24X25^0+24X25^1+24X25^2+…

+24X25^1311999

exactly equal to 25^1312000-1. If the first book of the library is numbered as “zero”, then the base – 25 system makes certain that each and every book of the library indicates the position of exactly one book and that two different books cannot point to the same book. A book A in the library points to a book B, which in turn points to a book C and so on. Thus the “regressive method” described in the “Library of Babel” may indeed lead to adventures that could have one waste and squander whole eons. However, it is certain that a number of books of the library would point to themselves, forming this way dark spots, inaccessible from outside. In other cases, a book A would point to a book B, which in turn would point to A again: our brief adventure in the library would then be periodic. It is easy to imagine much longer chains of periodic adventures. Similar conclusions can be inferred for Lasswitz’s “Universalbibliothek”.

Obviously, in such a library a single book cannot become the catalogue of all the rest, not even by the regressive method: there will always exist inaccessible dark spots and closed loops, books that cannot be referred to by others.

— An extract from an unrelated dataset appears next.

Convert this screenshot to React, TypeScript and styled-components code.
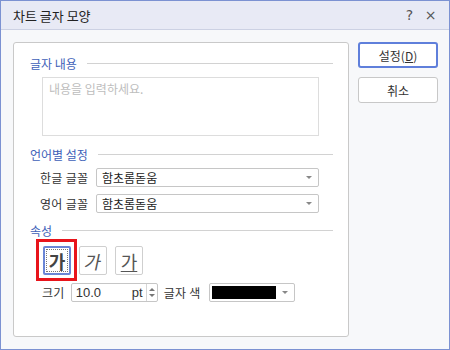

In other words, the only complete index of the library of everything is the library itself.

According to the narrator in “The Library of Babel”, this impossible one – book index, the universal catalogue would be the only justification of the mind bending library. “It does not seem unlikely to me”, he says, “that there is a total book on some shelf of the universe; I pray to the unknown gods that a man – just one, even though it were thousands of years ago! – may have examined and read it. If honor and wisdom and happiness are not for me, let them be for others. Let heaven exist, though my place be in hell. Let me be outraged and annihilated, but for one instant, in one being, let Your enormous Library be justified”.